[Short task] Records follow. Select each line holding "this".

Code that builds pages:
** START **

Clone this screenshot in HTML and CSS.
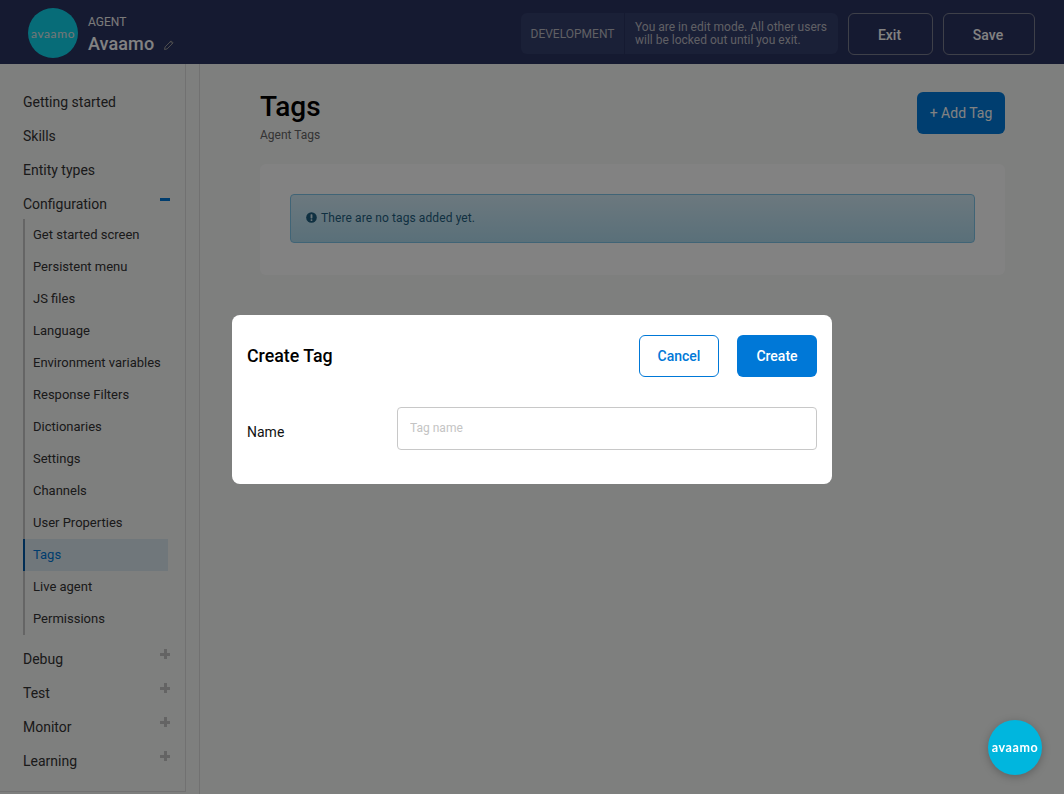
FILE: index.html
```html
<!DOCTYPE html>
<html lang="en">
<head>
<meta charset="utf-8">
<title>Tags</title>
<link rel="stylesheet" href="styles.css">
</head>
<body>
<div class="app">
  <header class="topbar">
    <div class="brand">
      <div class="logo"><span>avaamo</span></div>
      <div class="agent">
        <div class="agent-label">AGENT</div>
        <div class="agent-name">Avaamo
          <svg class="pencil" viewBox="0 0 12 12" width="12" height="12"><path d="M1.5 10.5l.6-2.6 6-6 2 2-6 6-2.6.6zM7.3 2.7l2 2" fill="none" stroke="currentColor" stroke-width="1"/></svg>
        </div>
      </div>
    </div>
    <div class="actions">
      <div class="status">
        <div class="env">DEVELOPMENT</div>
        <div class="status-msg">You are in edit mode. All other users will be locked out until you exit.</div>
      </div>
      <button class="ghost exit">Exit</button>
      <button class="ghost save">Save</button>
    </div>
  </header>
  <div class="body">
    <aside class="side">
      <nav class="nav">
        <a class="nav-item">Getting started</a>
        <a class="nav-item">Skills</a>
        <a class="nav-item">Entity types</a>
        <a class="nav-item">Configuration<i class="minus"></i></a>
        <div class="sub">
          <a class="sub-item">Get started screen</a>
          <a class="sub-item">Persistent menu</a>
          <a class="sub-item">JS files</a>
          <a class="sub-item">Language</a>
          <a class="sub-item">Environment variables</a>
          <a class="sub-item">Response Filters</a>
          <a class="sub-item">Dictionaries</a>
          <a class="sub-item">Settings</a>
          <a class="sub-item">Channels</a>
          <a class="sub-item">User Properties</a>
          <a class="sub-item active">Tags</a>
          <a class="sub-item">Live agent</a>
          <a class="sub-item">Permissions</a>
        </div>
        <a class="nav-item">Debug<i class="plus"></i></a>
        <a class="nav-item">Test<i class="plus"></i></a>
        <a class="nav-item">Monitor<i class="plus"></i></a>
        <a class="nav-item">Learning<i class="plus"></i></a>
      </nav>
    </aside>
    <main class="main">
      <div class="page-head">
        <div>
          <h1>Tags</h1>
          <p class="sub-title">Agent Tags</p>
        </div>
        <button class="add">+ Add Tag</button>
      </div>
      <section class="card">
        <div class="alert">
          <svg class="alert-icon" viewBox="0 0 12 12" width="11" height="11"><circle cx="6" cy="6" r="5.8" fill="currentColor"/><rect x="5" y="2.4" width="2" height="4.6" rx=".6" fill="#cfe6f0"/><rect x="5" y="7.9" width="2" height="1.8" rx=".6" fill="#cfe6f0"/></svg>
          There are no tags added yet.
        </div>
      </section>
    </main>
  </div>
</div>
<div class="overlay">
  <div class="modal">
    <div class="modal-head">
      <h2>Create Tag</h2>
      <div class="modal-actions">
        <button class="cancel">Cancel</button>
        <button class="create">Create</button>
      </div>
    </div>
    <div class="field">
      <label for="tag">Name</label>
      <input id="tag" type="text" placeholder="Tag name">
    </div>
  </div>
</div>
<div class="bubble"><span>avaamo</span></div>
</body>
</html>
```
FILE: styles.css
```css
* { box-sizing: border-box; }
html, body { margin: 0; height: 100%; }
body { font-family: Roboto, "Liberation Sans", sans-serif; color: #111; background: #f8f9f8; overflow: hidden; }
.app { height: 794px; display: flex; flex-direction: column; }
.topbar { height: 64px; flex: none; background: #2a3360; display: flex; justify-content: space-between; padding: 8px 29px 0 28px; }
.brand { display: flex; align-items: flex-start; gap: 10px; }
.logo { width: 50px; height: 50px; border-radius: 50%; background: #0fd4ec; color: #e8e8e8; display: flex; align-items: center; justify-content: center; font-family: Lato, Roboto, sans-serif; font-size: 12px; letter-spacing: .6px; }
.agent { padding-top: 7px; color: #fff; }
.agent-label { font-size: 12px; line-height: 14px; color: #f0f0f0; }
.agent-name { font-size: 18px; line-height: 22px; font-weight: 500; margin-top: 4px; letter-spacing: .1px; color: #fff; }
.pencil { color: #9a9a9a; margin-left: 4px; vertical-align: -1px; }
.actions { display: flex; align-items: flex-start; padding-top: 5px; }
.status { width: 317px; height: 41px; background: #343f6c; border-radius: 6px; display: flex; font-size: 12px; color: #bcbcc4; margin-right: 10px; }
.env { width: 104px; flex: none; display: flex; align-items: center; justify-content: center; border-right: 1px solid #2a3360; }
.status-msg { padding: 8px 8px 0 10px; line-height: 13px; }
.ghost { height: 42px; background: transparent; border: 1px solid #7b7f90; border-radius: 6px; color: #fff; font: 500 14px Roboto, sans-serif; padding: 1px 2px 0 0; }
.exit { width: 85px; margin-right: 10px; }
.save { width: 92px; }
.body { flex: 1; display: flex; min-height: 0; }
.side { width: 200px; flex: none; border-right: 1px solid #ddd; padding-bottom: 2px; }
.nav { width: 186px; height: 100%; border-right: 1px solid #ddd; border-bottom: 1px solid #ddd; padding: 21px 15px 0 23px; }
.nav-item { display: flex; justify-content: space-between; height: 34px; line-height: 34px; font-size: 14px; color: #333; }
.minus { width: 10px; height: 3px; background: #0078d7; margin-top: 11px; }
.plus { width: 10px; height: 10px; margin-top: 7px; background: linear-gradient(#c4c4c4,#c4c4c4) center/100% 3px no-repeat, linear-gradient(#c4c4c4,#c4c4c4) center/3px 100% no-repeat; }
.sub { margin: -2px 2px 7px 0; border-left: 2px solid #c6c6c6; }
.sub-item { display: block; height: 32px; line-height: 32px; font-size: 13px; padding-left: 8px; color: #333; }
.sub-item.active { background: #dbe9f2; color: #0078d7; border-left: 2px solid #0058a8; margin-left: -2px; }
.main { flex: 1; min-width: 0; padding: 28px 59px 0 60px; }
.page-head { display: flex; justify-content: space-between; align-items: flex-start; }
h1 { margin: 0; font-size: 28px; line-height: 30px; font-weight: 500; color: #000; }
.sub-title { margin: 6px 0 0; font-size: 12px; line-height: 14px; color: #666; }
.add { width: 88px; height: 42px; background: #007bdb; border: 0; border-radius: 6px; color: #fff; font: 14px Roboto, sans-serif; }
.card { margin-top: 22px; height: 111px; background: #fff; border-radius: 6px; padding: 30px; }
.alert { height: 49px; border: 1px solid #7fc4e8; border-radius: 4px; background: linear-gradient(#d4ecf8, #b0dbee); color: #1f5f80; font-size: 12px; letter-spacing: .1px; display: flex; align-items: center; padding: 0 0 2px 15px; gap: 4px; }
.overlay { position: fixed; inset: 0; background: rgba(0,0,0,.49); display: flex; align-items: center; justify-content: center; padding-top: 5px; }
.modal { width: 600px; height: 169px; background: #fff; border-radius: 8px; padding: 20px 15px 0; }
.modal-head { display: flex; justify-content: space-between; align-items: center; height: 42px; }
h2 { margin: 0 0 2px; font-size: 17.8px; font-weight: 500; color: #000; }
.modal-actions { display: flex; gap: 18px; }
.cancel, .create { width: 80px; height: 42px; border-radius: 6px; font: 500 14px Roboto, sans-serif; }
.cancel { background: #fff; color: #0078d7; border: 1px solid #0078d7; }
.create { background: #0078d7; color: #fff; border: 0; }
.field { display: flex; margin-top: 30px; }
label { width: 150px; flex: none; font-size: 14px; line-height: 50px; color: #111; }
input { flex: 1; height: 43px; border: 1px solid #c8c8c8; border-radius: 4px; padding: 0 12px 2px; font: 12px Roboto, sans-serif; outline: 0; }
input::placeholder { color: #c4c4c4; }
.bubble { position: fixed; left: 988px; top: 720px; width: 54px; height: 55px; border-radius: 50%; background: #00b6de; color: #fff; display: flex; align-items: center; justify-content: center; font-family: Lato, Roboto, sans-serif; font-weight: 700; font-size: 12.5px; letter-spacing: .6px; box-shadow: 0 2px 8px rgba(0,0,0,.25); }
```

** END **
** START **

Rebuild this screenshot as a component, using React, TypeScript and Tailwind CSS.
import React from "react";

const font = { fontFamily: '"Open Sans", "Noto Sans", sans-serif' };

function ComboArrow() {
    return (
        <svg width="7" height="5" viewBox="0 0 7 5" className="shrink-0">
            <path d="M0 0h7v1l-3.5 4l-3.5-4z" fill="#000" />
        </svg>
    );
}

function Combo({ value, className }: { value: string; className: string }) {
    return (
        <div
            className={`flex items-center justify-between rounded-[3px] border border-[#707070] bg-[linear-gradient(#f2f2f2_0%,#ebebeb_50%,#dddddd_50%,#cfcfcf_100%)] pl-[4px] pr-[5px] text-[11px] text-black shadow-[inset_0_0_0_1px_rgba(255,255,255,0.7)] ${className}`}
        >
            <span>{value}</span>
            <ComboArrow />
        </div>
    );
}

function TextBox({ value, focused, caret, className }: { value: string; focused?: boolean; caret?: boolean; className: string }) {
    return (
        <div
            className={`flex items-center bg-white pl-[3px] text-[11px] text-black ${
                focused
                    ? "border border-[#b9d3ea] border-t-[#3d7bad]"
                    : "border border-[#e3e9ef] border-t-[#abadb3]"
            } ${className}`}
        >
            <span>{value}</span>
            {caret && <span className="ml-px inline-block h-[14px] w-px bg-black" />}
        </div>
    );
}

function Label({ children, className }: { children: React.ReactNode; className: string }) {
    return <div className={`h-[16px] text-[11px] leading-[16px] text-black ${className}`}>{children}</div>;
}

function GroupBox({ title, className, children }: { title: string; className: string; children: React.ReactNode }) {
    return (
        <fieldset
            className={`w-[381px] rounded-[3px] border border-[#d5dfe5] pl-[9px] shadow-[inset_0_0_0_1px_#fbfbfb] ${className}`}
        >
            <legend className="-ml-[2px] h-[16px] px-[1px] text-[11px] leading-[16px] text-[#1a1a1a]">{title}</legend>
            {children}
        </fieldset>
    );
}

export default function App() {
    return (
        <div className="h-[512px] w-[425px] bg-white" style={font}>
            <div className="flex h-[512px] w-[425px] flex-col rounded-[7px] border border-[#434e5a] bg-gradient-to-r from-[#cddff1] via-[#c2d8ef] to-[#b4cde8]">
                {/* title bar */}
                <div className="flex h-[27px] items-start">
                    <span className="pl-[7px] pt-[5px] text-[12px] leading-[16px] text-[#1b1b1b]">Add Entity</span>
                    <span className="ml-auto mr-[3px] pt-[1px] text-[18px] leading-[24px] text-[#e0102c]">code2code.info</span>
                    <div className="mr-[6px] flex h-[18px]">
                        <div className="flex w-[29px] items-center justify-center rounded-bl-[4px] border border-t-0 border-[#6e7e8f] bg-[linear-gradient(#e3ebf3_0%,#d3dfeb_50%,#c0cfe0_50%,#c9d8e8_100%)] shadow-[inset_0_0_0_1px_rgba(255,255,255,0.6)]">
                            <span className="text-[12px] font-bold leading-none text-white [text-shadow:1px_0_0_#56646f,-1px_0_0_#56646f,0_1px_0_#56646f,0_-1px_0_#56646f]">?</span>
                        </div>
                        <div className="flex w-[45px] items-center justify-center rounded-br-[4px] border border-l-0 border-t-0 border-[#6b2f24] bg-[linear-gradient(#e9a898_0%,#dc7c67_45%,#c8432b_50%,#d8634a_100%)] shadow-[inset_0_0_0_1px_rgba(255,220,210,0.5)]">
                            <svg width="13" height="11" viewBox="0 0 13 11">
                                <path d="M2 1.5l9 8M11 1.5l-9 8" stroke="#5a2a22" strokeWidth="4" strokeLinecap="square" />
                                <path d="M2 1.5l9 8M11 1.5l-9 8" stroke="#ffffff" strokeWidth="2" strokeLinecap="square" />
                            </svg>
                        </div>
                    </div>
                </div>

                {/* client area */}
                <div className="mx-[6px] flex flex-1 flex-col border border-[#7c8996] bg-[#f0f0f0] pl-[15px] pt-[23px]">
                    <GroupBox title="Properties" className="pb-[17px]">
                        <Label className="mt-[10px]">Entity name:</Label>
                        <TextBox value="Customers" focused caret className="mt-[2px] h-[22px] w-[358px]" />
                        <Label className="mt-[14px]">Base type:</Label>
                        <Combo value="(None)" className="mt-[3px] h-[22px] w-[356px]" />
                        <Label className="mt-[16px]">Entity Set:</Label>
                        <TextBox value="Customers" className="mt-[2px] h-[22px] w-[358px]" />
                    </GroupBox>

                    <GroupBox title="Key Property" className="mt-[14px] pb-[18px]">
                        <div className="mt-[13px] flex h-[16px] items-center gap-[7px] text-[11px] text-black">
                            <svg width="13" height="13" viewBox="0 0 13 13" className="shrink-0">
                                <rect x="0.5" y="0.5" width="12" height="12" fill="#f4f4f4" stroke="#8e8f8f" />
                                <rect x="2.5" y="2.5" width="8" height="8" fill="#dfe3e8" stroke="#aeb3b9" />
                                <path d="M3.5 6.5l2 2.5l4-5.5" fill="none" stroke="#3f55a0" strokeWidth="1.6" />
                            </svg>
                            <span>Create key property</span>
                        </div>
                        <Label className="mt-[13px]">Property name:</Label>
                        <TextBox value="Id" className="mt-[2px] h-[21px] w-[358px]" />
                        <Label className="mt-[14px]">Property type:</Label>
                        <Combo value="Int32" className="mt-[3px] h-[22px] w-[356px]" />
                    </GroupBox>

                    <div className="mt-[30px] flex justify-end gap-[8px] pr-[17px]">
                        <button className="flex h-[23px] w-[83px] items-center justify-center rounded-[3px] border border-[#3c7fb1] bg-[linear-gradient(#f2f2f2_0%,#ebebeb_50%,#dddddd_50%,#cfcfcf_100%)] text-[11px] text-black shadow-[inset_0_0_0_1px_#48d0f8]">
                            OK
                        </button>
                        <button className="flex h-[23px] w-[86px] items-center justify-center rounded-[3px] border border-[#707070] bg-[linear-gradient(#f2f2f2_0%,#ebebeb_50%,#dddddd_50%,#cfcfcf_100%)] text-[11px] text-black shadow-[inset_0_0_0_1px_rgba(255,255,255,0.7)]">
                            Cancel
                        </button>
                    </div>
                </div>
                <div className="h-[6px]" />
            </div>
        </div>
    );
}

** END **

[The solution]
Clone this screenshot in HTML and CSS.
Rebuild this screenshot as a component, using React, TypeScript and Tailwind CSS.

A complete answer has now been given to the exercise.